1204: The Sack of Constantinople

There was a little fighting in the streets
as the invaders forced their way through the city. By next morning the Doge and
the leading Crusaders were established in the Great Palace, and their soldiers
were told that they might spend the next three days in pillage.

The sack of Constantinople is unparalleled
in history. For nine centuries the great city had been the capital of Christian
civilization. It was filled with works of art that had survived from ancient
Greece and with the masterpieces of its own exquisite craftsmen. The Venetians
indeed knew the value of such things. Wherever they could they seized treasures
and carried them off to adorn the squares and churches and palaces of their
town. But the Frenchmen and Flemings were filled with a lust for destruction.

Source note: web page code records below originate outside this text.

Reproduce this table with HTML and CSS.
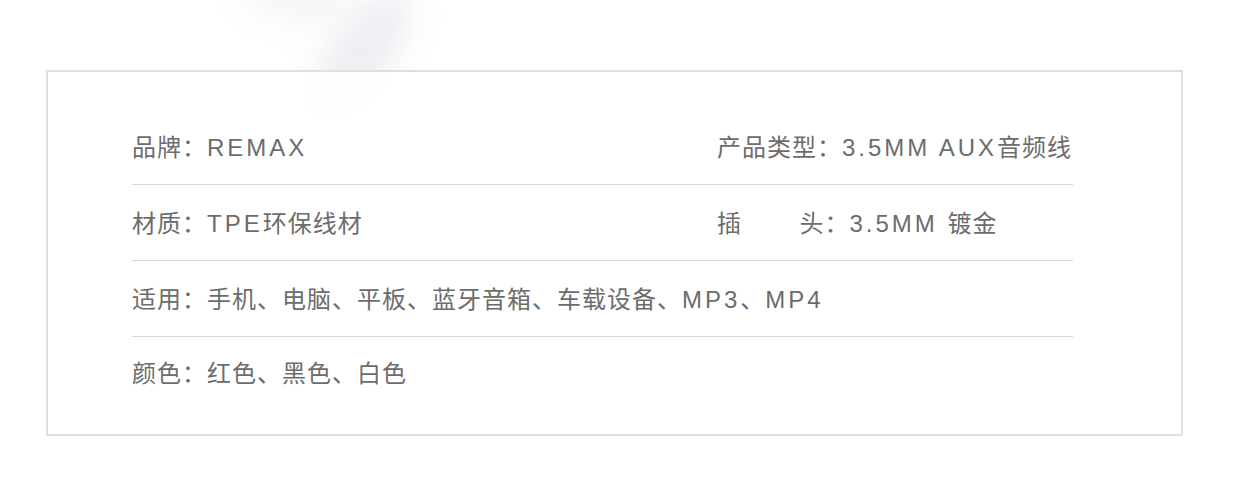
FILE: index.html
```html
<html>

<head>
  <meta charset="utf-8">
  <title>产品参数</title>
  <link rel="stylesheet" href="styles.css">
</head>

<body>
  <div class="smudge"></div>
  <div class="smudge two"></div>
  <div class="page">
    <div class="box">
      <div class="row split">
        <div>品牌：<span class="en">REMAX</span></div>
        <div>产品类型：<span class="en">3.5MM AUX</span>音频线</div>
      </div>
      <div class="row split">
        <div>材质：<span class="en">TPE</span>环保线材</div>
        <div><span class="wide">插　　</span>头：<span class="en">3.5MM </span>镀金</div>
      </div>
      <div class="row">
        <div>适用：手机、电脑、平板、蓝牙音箱、车载设备、<span class="en">MP3</span>、<span class="en">MP4</span></div>
      </div>
      <div class="row last">
        <div>颜色：红色、黑色、白色</div>
      </div>
    </div>
  </div>
</body>

</html>
```

FILE: styles.css
```css
body {
  margin: 0;
  background: #ffffff;
  font-family: "Liberation Sans", "Noto Sans CJK SC", sans-serif;
  color: #6c6c6c;
  overflow: hidden;
}

.smudge {
  position: absolute;
  left: 330px;
  top: -20px;
  width: 60px;
  height: 150px;
  background: #e2e2ea;
  border-radius: 50%;
  transform: rotate(35deg);
  filter: blur(16px);
  opacity: 0.6;
}

.smudge.two {
  left: 240px;
  top: -30px;
  width: 110px;
  height: 50px;
  transform: rotate(10deg);
  opacity: 0.35;
}

.page {
  position: relative;
  padding: 70px 57px 0 46px;
}

.box {
  border: 2px solid #e1dfdc;
  padding: 37px 108px 28px 84px;
  background: rgba(255, 255, 255, 0.85);
}

.row {
  box-sizing: border-box;
  height: 76px;
  padding-bottom: 3px;
  display: grid;
  align-items: center;
  border-bottom: 1px solid #d9d9d9;
  font-size: 24px;
  letter-spacing: 1px;
  white-space: nowrap;
}

.row.split {
  grid-template-columns: 585px 1fr;
}

.row.last {
  height: 69px;
  padding-bottom: 0;
  border-bottom: none;
}

.en {
  letter-spacing: 3px;
}

.wide {
  letter-spacing: 3.5px;
}
```
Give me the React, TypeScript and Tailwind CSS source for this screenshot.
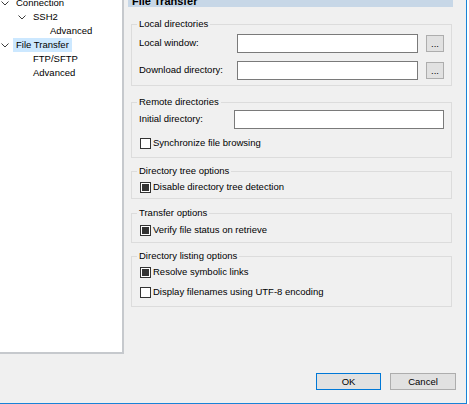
import React from 'react';

const font = { fontFamily: '"Liberation Sans", Arial, sans-serif' };

type TreeItem = { label: string; level: number; open?: boolean; selected?: boolean };

const tree: TreeItem[] = [
  { label: 'Connection', level: 0, open: true },
  { label: 'SSH2', level: 1, open: true },
  { label: 'Advanced', level: 2 },
  { label: 'File Transfer', level: 0, open: true, selected: true },
  { label: 'FTP/SFTP', level: 1 },
  { label: 'Advanced', level: 1 },
];

const Chevron = () => (
  <svg width="8" height="5" viewBox="0 0 8 5" className="ml-[1px]">
    <polyline points="0.5,0.5 4,4 7.5,0.5" fill="none" stroke="#3c3c3c" strokeWidth="1" />
  </svg>
);

const TreeRow: React.FC<{ item: TreeItem }> = ({ item }) => {
  const indent = ['pl-0', 'pl-[17px]', 'pl-[34px]'][item.level];
  return (
    <div className={`flex items-center h-[14px] ${indent}`}>
      <div className="w-[13px] flex items-center">{item.open && <Chevron />}</div>
      <span className={`px-[3px] h-[14px] leading-[14px] ${item.selected ? 'bg-[#cce8ff]' : ''}`}>
        {item.label}
      </span>
    </div>
  );
};

const Checkbox: React.FC<{ label: string; checked?: boolean; className?: string }> = ({ label, checked, className }) => (
  <div className={`flex items-center h-[12px] ${className ?? ''}`}>
    <div className="ml-[1px] w-[11px] h-[11px] border border-[#333333] bg-white flex items-center justify-center">
      {checked && <div className="w-[7px] h-[7px] bg-[#333333]" />}
    </div>
    <span className="ml-[2px] leading-[12px]">{label}</span>
  </div>
);

const Group: React.FC<{ title: string; className?: string; children: React.ReactNode }> = ({ title, className, children }) => (
  <fieldset className={`ml-[7px] w-[321px] border border-[#dcdcdc] px-[7px] ${className ?? ''}`}>
    <legend className="ml-[-2px] px-[2px] leading-[12px] h-[12px]">{title}</legend>
    {children}
  </fieldset>
);

const TextBox: React.FC<{ className: string }> = ({ className }) => (
  <input type="text" readOnly className={`h-[19px] bg-white border border-[#7a7a7a] outline-none ${className}`} />
);

const Browse = () => (
  <button className="ml-[8px] w-[18px] h-[17px] bg-[#e1e1e1] border border-[#adadad] flex items-end justify-center leading-[10px] pb-[2px]">
    ...
  </button>
);

export default function App() {
  return (
    <div className="w-[469px] h-[404px] bg-white text-black text-[9.5px]" style={font}>
      <div className="w-[467px] h-[404px] bg-[#f0f0f0] border-r border-b border-[#1883d7] flex flex-col overflow-hidden">
        <div className="flex h-[354px]">
          <div className="w-[124px] h-[354px] bg-white border-r-2 border-b-2 border-[#c6c9cd] overflow-hidden">
            <div className="mt-[-4px]">
              {tree.map((item, i) => (
                <TreeRow key={i} item={item} />
              ))}
            </div>
          </div>

          <div className="flex-1 flex flex-col overflow-hidden">
            <div className="ml-[4px] mt-[-14px] w-[325px] h-[21px] shrink-0 bg-[#c7d7e7] flex items-end px-[4px]">
              <span className="font-bold text-[11px] leading-[11px]">File Transfer</span>
            </div>

            <Group title="Local directories" className="mt-[11px] pt-[4px] pb-[5px]">
              <div className="flex items-center h-[19px]">
                <span className="w-[98px]">Local window:</span>
                <TextBox className="w-[181px]" />
                <Browse />
              </div>
              <div className="flex items-center h-[19px] mt-[8px]">
                <span className="w-[98px]">Download directory:</span>
                <TextBox className="w-[181px]" />
                <Browse />
              </div>
            </Group>

            <Group title="Remote directories" className="mt-[10px] pt-[2px] pb-[8px]">
              <div className="flex items-center h-[19px]">
                <span className="w-[95px]">Initial directory:</span>
                <TextBox className="w-[210px]" />
              </div>
              <Checkbox label="Synchronize file browsing" className="mt-[8px]" />
            </Group>

            <Group title="Directory tree options" className="mt-[7px] pt-[4px] pb-[5px]">
              <Checkbox label="Disable directory tree detection" checked />
            </Group>

            <Group title="Transfer options" className="mt-[8px] pt-[5px] pb-[6px]">
              <Checkbox label="Verify file status on retrieve" checked />
            </Group>

            <Group title="Directory listing options" className="mt-[7px] pt-[4px] pb-[8px]">
              <Checkbox label="Resolve symbolic links" checked />
              <Checkbox label="Display filenames using UTF-8 encoding" className="mt-[8px]" />
            </Group>
          </div>
        </div>

        <div className="flex justify-end gap-[9px] pr-[10px] mt-[19px]">
          <button className="w-[65px] h-[17px] bg-[#e1e1e1] border border-[#0078d7] leading-[15px]">OK</button>
          <button className="w-[66px] h-[17px] bg-[#e1e1e1] border border-[#adadad] leading-[15px]">Cancel</button>
        </div>
      </div>
    </div>
  );
}
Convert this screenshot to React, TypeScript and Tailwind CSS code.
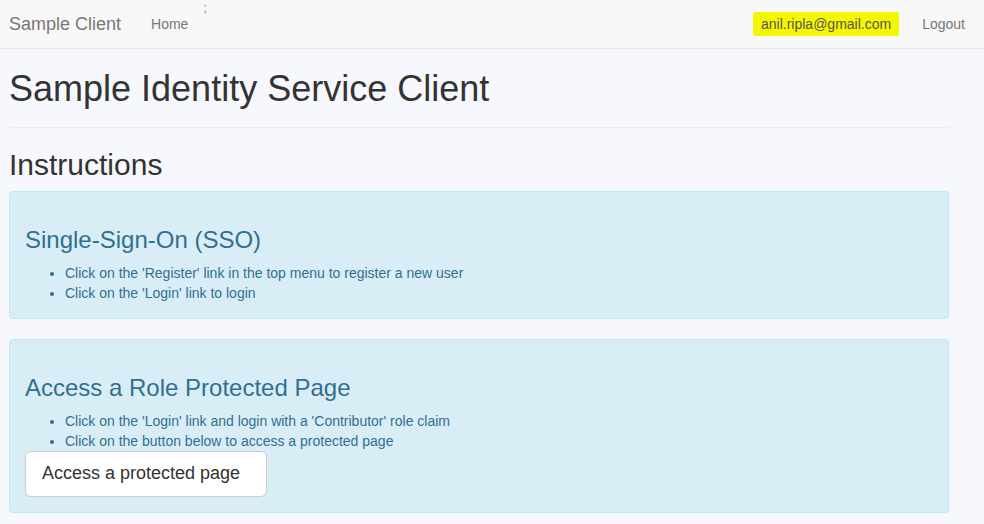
export default function App() {
  return (
    <div className="min-h-[524px] bg-[#f7f8fd] text-[14px] text-[#333] font-['Liberation_Sans',Arial,sans-serif]">
      {/* navbar */}
      <nav className="flex h-[49px] items-center border-b border-[#e7e7e7] bg-[#f8f8f8] pl-[9px] pr-[19px]">
        <a className="text-[18px] leading-5 text-[#777]">Sample Client</a>
        <a className="ml-[30px] leading-5 text-[#777]">Home</a>
        <span className="ml-[15px] self-start pt-[2px] text-[12px] leading-3 text-[#c8602a]">;</span>
        <div className="ml-auto flex items-center">
          <span className="ml-[4px] rounded-[3px] bg-[#f6f600] px-2 py-[2px] leading-5 text-[#555]">anil.ripla@gmail.com</span>
          <a className="ml-[23px] leading-5 text-[#777]">Logout</a>
        </div>
      </nav>

      <main className="w-[949px] pl-[9px]">
        <h1 className="mt-[20px] mb-[10px] text-[36px] leading-[1.1] font-normal">Sample Identity Service Client</h1>
        <hr className="mt-[18px] mb-[20px] border-t border-[#eee]" />
        <h2 className="mb-[10px] text-[30px] leading-[1.1] font-normal">Instructions</h2>

        <section className="mb-[20px] rounded border border-[#bce8f1] bg-[#d9edf7] p-[15px] text-[#31708f]">
          <h3 className="mt-[20px] mb-[10px] text-[24px] leading-[1.1] font-normal">Single-Sign-On (SSO)</h3>
          <ul className="list-disc pl-[40px] leading-5">
            <li>Click on the 'Register' link in the top menu to register a new user</li>
            <li>Click on the 'Login' link to login</li>
          </ul>
        </section>

        <section className="rounded border border-[#bce8f1] bg-[#d9edf7] p-[15px] text-[#31708f]">
          <h3 className="mt-[20px] mb-[10px] text-[24px] leading-[1.1] font-normal">Access a Role Protected Page</h3>
          <ul className="list-disc pl-[40px] leading-5">
            <li>Click on the 'Login' link and login with a 'Contributor' role claim</li>
            <li>Click on the button below to access a protected page</li>
          </ul>
          <button className="w-[242px] rounded-md border border-[#ccc] bg-white px-4 py-[10px] text-left text-[18px] leading-[1.3333] text-[#333]">
            Access a protected page
          </button>
        </section>
      </main>
    </div>
  );
}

They rushed in a howling mob down the streets and through the houses, snatching
up everything that glittered and destroying whatever they could not carry,
pausing only to murder or to rape, or to break open the wine-cellars for their
refreshment. Neither monasteries nor churches nor libraries were spared. In St
Sophia itself drunken soldiers could be seen tearing down the silken hangings
and pulling the great silver iconostasis to pieces, while sacred books and
icons were trampled under foot. While they drank merrily from the altar-vessels
a prostitute set herself on the Patriarch’s throne and began to sing a ribald
French song. Nuns were ravished in their convents. Palaces and hovels alike
were entered and wrecked. Wounded women and children lay dying in the streets.
For three days the ghastly scenes of pillage and bloodshed continued, till the
huge and beautiful city was a shambles. Even the Saracens would have been more
merciful, cried the historian Nicetas, and with truth.